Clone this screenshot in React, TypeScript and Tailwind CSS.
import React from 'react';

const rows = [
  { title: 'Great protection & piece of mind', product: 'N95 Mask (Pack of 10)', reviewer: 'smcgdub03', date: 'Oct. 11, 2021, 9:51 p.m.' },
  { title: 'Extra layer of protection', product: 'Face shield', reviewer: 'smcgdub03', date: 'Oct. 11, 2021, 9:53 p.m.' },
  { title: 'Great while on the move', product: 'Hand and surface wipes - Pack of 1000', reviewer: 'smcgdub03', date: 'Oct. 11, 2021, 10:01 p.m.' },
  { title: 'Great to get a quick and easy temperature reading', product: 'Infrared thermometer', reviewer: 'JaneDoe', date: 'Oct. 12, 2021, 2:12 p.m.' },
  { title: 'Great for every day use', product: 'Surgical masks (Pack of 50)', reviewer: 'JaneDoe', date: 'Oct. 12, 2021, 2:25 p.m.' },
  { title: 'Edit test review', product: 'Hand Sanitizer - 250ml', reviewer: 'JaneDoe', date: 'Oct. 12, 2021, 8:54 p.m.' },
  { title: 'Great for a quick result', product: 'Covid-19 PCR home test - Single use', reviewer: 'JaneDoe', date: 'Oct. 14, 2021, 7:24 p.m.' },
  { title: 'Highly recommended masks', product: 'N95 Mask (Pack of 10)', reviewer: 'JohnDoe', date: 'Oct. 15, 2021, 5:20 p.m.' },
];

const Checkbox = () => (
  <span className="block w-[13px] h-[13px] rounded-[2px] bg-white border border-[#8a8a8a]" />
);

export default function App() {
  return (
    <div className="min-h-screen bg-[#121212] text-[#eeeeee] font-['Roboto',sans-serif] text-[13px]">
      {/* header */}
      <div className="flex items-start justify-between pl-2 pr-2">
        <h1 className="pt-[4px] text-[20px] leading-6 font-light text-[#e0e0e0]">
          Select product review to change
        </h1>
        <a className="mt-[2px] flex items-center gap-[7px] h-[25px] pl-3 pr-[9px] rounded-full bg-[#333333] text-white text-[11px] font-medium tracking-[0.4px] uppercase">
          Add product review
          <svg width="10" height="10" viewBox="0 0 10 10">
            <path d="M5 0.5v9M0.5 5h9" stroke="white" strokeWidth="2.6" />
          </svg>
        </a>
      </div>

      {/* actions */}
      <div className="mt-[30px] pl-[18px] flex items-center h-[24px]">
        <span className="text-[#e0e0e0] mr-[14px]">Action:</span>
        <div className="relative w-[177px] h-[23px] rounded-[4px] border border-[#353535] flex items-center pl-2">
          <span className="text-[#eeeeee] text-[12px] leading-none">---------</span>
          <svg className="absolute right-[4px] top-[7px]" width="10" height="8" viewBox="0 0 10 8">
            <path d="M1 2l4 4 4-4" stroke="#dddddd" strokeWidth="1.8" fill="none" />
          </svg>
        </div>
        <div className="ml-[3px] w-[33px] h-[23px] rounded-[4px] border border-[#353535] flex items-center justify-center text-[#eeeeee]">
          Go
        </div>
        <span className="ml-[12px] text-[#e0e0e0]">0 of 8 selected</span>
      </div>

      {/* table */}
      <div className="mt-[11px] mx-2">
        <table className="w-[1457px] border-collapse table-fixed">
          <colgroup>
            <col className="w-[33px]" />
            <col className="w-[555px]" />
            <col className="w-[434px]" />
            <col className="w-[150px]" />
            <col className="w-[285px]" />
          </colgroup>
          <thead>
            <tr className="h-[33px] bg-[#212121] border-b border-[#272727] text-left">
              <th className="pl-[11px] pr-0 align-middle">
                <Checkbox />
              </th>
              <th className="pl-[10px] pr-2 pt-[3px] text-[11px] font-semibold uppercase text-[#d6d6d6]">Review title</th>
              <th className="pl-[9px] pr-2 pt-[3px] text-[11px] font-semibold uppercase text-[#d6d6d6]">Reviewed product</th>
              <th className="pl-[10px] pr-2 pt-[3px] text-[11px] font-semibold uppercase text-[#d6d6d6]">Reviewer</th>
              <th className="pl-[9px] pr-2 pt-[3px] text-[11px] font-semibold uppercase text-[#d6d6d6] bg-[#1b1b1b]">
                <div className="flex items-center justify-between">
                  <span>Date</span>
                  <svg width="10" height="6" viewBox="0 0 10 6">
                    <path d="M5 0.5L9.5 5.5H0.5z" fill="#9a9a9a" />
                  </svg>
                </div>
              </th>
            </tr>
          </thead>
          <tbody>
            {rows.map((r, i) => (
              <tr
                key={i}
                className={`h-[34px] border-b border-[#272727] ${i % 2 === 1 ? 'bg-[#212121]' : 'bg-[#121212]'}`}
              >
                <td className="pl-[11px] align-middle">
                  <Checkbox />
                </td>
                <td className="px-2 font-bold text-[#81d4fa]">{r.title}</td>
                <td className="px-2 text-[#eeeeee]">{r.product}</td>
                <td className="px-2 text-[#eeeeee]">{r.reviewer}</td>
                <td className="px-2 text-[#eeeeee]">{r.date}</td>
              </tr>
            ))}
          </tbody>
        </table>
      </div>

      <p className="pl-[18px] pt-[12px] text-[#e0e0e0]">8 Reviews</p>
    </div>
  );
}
....................
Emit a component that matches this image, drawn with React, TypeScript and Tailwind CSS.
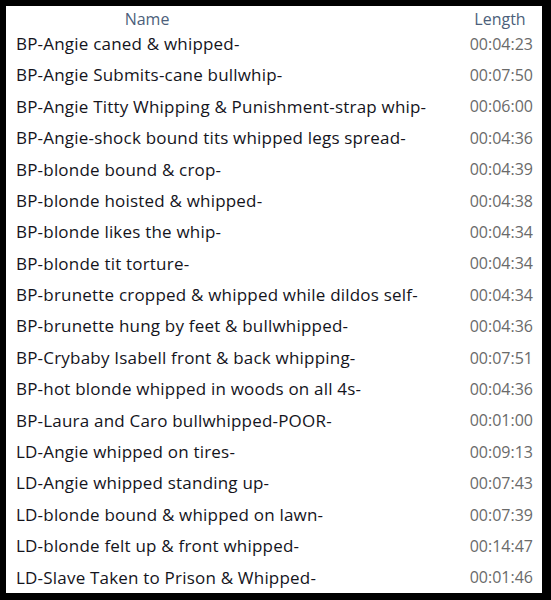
....................
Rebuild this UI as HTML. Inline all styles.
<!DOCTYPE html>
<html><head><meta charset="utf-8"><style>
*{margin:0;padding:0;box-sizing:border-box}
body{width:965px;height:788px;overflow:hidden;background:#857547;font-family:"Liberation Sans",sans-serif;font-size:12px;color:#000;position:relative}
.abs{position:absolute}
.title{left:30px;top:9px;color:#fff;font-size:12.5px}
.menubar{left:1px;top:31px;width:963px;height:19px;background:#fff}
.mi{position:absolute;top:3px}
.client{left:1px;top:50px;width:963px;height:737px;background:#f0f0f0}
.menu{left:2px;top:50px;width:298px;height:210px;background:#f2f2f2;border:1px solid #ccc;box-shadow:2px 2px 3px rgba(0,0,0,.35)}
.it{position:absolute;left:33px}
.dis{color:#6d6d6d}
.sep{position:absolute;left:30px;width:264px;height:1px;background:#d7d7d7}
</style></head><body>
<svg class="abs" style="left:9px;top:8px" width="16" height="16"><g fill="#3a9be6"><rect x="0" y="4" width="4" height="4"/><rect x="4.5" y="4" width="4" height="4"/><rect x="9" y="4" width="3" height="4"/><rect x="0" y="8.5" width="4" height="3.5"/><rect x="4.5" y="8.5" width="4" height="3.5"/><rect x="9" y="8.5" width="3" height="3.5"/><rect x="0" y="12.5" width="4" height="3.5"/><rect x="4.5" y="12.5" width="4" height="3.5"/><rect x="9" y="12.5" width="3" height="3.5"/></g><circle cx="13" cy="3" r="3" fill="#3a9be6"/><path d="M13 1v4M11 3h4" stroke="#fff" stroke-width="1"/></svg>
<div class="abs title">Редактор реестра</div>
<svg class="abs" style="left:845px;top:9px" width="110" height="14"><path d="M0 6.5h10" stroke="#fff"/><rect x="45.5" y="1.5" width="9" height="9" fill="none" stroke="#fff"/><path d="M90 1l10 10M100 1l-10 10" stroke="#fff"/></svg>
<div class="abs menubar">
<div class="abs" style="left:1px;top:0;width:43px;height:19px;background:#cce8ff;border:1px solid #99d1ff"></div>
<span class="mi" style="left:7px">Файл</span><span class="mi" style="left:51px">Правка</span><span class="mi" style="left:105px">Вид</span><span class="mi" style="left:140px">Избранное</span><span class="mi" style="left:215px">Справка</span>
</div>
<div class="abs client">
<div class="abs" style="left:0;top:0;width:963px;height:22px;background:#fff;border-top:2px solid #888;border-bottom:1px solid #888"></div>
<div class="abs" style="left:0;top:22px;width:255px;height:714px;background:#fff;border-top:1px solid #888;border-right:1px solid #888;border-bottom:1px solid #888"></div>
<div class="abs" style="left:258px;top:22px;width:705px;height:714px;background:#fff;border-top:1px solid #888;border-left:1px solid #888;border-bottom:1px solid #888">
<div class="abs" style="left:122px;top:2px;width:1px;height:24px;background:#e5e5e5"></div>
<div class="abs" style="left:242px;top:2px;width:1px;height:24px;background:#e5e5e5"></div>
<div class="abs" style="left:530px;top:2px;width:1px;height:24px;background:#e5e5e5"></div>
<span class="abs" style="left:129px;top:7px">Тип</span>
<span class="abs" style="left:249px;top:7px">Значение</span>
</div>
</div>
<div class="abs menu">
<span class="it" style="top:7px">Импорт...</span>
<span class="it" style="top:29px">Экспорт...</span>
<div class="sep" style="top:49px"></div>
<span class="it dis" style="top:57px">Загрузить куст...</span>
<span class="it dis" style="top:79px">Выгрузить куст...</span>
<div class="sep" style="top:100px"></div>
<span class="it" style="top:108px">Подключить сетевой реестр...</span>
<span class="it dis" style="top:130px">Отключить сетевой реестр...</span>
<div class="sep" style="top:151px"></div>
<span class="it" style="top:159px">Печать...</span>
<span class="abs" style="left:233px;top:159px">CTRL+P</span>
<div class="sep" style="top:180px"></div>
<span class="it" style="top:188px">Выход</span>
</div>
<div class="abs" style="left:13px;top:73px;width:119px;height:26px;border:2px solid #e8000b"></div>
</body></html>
....................
- _Goal of the exercise_
From the records above, print exactly the lines that run from the line with "Clone this screenshot" to the line with "import React from 'react';", inclusive.

- _Full answer_
Clone this screenshot in React, TypeScript and Tailwind CSS.
import React from 'react';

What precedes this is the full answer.